Just like the GPL, Wikipedia carries with it responsibilities along with rights.
Written by Dana Blankenhorn, Inactive
Wikipedia
Charles Cooper's latest column on Wikipedia lets me talk about what might be called the open source social contract.

Wikipedia represents a form of open source knowledge. The English version, the largest by far, has about 846,157 entries (give or take). Lots of people use it, and trust it.

Cooper's point is that maybe we shouldn't trust it so much, because people can lie in it. He refers to the case of John Siegenthaler, a former Kennedy aide who found that his own entry falsely called him a suspect in his boss' murder.

The fact is that, just like the GPL, Wikipedia carries with it responsibilities along with rights. We can illustrate this by looking at the Wikipedia entry for Dana Blankenhorn.

OK, there is no such entry. But I could join right now and write one.  I could then write a brilliant, laudatory essay on this worthy, and see it published.

Of course, you could join, too. You could create such an entry, and fill it with the most base libel. You might blame me for the Challenger disaster. (I was at Birch Lane Elementary in Massapequa when JFK was shot so I have an alibi there.) And then people might link to it, attack me over it, until I went in and corrected it.

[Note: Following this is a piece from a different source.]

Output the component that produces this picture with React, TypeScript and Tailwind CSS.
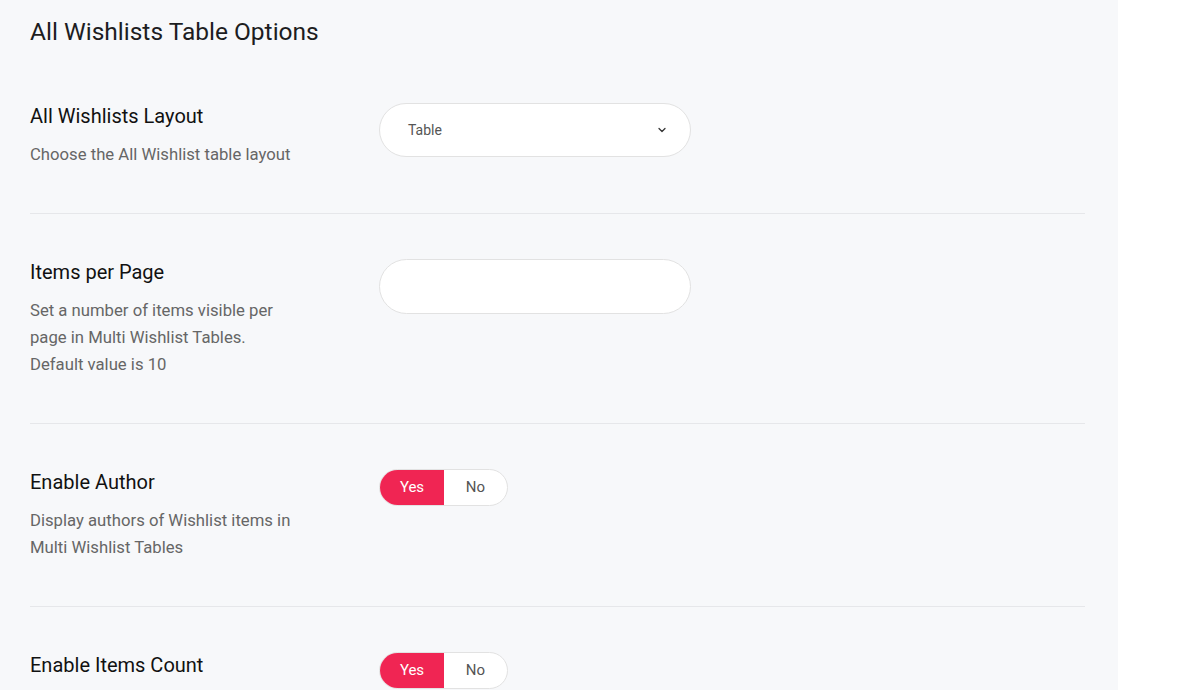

See the obligations? We all have these obligations, when writing for Wikipedia, to tell the honest truth, because lies travel fast, and lies can hurt.

In fact the folks who run Wikipedia face this every day. They have procedures for closing entries, and for taking entries down, procedures which usually work. (Siegenthaler had his entry changed.) But lies can get halfway around the world while truth is just getting its boots on, so what happens in the meantime? And who is responsible for that damage?

You see the problem. But know this. Most of what is in Wikipedia -- 99.44% of it (actually a good deal more) is 100% accurate and fair. The vast majority of people who contribute to Wikipedia are honest, they tell the truth.

And that's true for the Internet as a whole, by the way. That's why it works. That it does work should tell you something very, very positive and very, very important as you enter the weekend.